House members from both sides of the aisle have put forward new ideas to balance the state government budget into the future.
The co-chairmen of the House Finance Committee revised their plans to introduce an income tax to Alaska for the first time in nearly four decades.
Instead of basing the tax on 15 percent of residents’ federal tax liability, the revision to House Bill 115 would introduce new tax rates.
Co-chair Homer Republican Paul Seaton said public testimony opposed to basing the tax on the federal liability led to the change. It would instead be based on a person’s income, but exclude Permanent Fund dividends and $4,000 per person.
“When the testimony was pretty much that we should go to adjusted gross income, the administration had had a consultant that had worked on an adjusted gross tax bill earlier, and so some of that language has been incorporated in here,” Seaton said.
The income tax would start at $10,300 for a single person, and $22,600 for a couple. The rates would range from 2.5 percent at the low end to 7 percent for taxable income above $250,000 for a single person and $500,000 for a couple.
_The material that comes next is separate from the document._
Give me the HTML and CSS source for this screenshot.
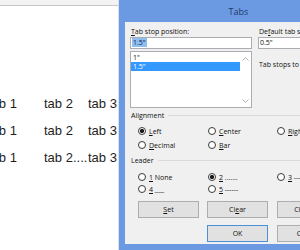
FILE: index.html
```html
<!DOCTYPE html>
<html>
<head>
<meta charset="utf-8">
<link rel="stylesheet" href="styles.css">
</head>
<body>
<div class="screen">
  <div class="doc">
    <div class="ruler"></div>
    <div class="lines">
      <div class="line"><span>tab 1</span><span>tab 2</span><span>tab 3</span></div>
      <div class="line"><span>tab 1</span><span>tab 2</span><span>tab 3</span></div>
      <div class="line"><span>tab 1</span><span>tab 2....</span><span>tab 3<span class="caret"></span></span></div>
    </div>
  </div>
  <div class="dialog">
    <div class="titlebar">Tabs</div>
    <div class="panel">
      <div class="top">
        <div class="col-left">
          <div class="label"><u>T</u>ab stop position:</div>
          <div class="input"><span class="sel">1.5"</span></div>
          <div class="listbox">
            <div class="list">
              <div class="item">1"</div>
              <div class="item active">1.5"</div>
            </div>
            <div class="scroll">
              <svg width="7" height="4" viewBox="0 0 7 4"><path d="M0.5 3.5 L3.5 0.5 L6.5 3.5" fill="none" stroke="#b0b0b0" stroke-width="1"/></svg>
              <svg width="7" height="4" viewBox="0 0 7 4"><path d="M0.5 0.5 L3.5 3.5 L6.5 0.5" fill="none" stroke="#b0b0b0" stroke-width="1"/></svg>
            </div>
          </div>
        </div>
        <div class="col-right">
          <div class="label">De<u>f</u>ault tab stops:</div>
          <div class="input">0.5"</div>
          <div class="note">Tab stops to be cleared:</div>
        </div>
      </div>
      <div class="group-title">Alignment</div>
      <div class="radios align">
        <div class="radio"><span class="dot on"></span><span><u>L</u>eft</span></div>
        <div class="radio"><span class="dot"></span><span><u>C</u>enter</span></div>
        <div class="radio"><span class="dot"></span><span><u>R</u>ight</span></div>
        <div class="radio"><span class="dot"></span><span><u>D</u>ecimal</span></div>
        <div class="radio"><span class="dot"></span><span><u>B</u>ar</span></div>
      </div>
      <div class="group-title leader-title">Leader</div>
      <div class="radios leader">
        <div class="radio"><span class="dot"></span><span><u>1</u> None</span></div>
        <div class="radio"><span class="dot on"></span><span><u>2</u> .......</span></div>
        <div class="radio"><span class="dot"></span><span><u>3</u> -------</span></div>
        <div class="radio"><span class="dot"></span><span><u>4</u> ___</span></div>
        <div class="radio"><span class="dot"></span><span><u>5</u> ------</span></div>
      </div>
      <div class="buttons">
        <div class="btn"><span><u>S</u>et</span></div>
        <div class="btn"><span>Cl<u>e</u>ar</span></div>
        <div class="btn"><span>Clear <u>A</u>ll</span></div>
        <div class="spacer"></div>
        <div class="btn default"><span>OK</span></div>
        <div class="btn"><span>Cancel</span></div>
      </div>
    </div>
  </div>
</div>
</body>
</html>
```
FILE: styles.css
```css
* { box-sizing: border-box; margin: 0; padding: 0; }
html, body { width: 300px; height: 250px; overflow: hidden; background: #fff; }
.screen { display: flex; width: 300px; height: 250px; overflow: hidden; }

.doc {
  flex: 0 0 119px;
  background: #fff;
  border-right: 1px solid #d6e0ee;
  font-family: "Liberation Sans", Arial, sans-serif;
  font-size: 13px;
  color: #1e1e1e;
  overflow: hidden;
}
.ruler { height: 6px; background: #f3f3f3; border-bottom: 1px solid #c6c6c6; }
.lines { padding-top: 84px; margin-left: -12px; }
.line {
  display: grid;
  grid-template-columns: 56px 44px auto;
  height: 27px;
  line-height: 27px;
  white-space: nowrap;
}
.caret {
  display: inline-block;
  width: 1px;
  height: 14px;
  margin-left: 1px;
  background: #707070;
  vertical-align: middle;
}

.dialog {
  flex: 0 0 230px;
  background: #6b9ae3;
  padding: 0 6px 6px;
  display: flex;
  flex-direction: column;
  font-family: "Open Sans", "Noto Sans", sans-serif;
  font-size: 7px;
  color: #111;
}
.titlebar {
  height: 22px;
  display: flex;
  align-items: center;
  justify-content: center;
  font-size: 9px;
  color: #1f3a66;
}
.panel {
  flex: 1;
  background: #f0f0f0;
  padding: 5px 5px 0;
}
.top { display: flex; gap: 6px; }
.col-left { width: 122px; flex: none; }
.col-right { flex: 1; min-width: 0; }
.label { height: 10px; line-height: 10px; padding-left: 1px; white-space: nowrap; }
.input {
  height: 12px;
  border: 1px solid #abadb3;
  background: #fff;
  line-height: 10px;
  padding-left: 1px;
  white-space: nowrap;
}
.sel { background: #8ebdf0; color: #0f2550; padding: 0 1px; }
.listbox {
  margin-top: 2px;
  height: 57px;
  border: 1px solid #abadb3;
  background: #fff;
  display: flex;
}
.list { flex: 1; padding-top: 1px; }
.item { height: 9px; line-height: 9px; padding-left: 2px; }
.item.active { background: #3399ff; color: #fff; }
.scroll {
  width: 11px;
  flex: none;
  display: flex;
  flex-direction: column;
  justify-content: space-between;
  align-items: center;
  padding: 5px 0 4px;
}
.note { margin-top: 11px; line-height: 10px; padding-left: 1px; white-space: nowrap; }

.group-title {
  display: flex;
  align-items: center;
  height: 10px;
  line-height: 10px;
  margin-top: 3px;
  padding-left: 1px;
  white-space: nowrap;
}
.group-title::after {
  content: "";
  flex: 1;
  height: 1px;
  margin-left: 4px;
  margin-top: -2px;
  background: #dadada;
}
.leader-title { margin-top: 4px; }

.radios {
  display: grid;
  grid-template-columns: 70px 69px auto;
  padding-left: 8px;
  white-space: nowrap;
}
.radios.align { grid-auto-rows: 14px; margin-top: 3px; }
.radios.leader { grid-auto-rows: 12px; margin-top: 5px; }
.radio { display: flex; align-items: center; gap: 3px; }
.dot {
  width: 8px;
  height: 8px;
  flex: none;
  border: 1px solid #3a3a3a;
  border-radius: 50%;
  background: #fff;
}
.dot.on { background: radial-gradient(circle, #1a1a1a 0 1.8px, #fff 2.4px); }

.buttons {
  display: grid;
  grid-template-columns: 69px 70px 70px;
  grid-auto-rows: 17px;
  row-gap: 7px;
  margin-top: 6px;
  padding-left: 8px;
}
.btn {
  width: 61px;
  height: 17px;
  border: 1px solid #adadad;
  background: #e1e1e1;
  display: flex;
  align-items: center;
  justify-content: center;
  white-space: nowrap;
}
.btn.default { border-color: #4a90d6; }
```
Republican House minority caucus members also put forward a long-term budget proposal. The plan includes larger Permanent Fund dividends than the plan the Senate passed. And it includes deeper spending cuts than the House is considering.
The bill would still leave a several hundred million dollar gap in the budget.
Anchorage Rep. Lance Pruitt said he proposed the bill to make sure that residents who felt excluded from the process were represented. They include Matanuska-Susitna Borough residents.
“The Mat-Su Valley has 100,000 people,” Pruitt said. “Sometimes I was feeling on this issue that they might not actually have been heard — that they have some concerns — and so I felt that we couldn’t just push that group of Alaskans and set them to the side.”
House Speaker Bryce Edgmon said the House Finance Committee will advance legislation that will close the budget gap based on all four ideas that brought his caucus together – drawing from the Permanent Fund changes, reducing PFDs, raising revenue, and cutting spending.
“You need to have all those pieces in place and absent any of those pieces, we’ve only done part of our work this session,” Edgmon said.
The state budget proposal was stuck in the House this week. While the body voted to pass the budget on Monday, the House minority exercised its right to ask for the vote to be reconsidered. The budget came up again Friday, the minority didn’t repeat its request for reconsideration, so the bill was sent over to the Senate.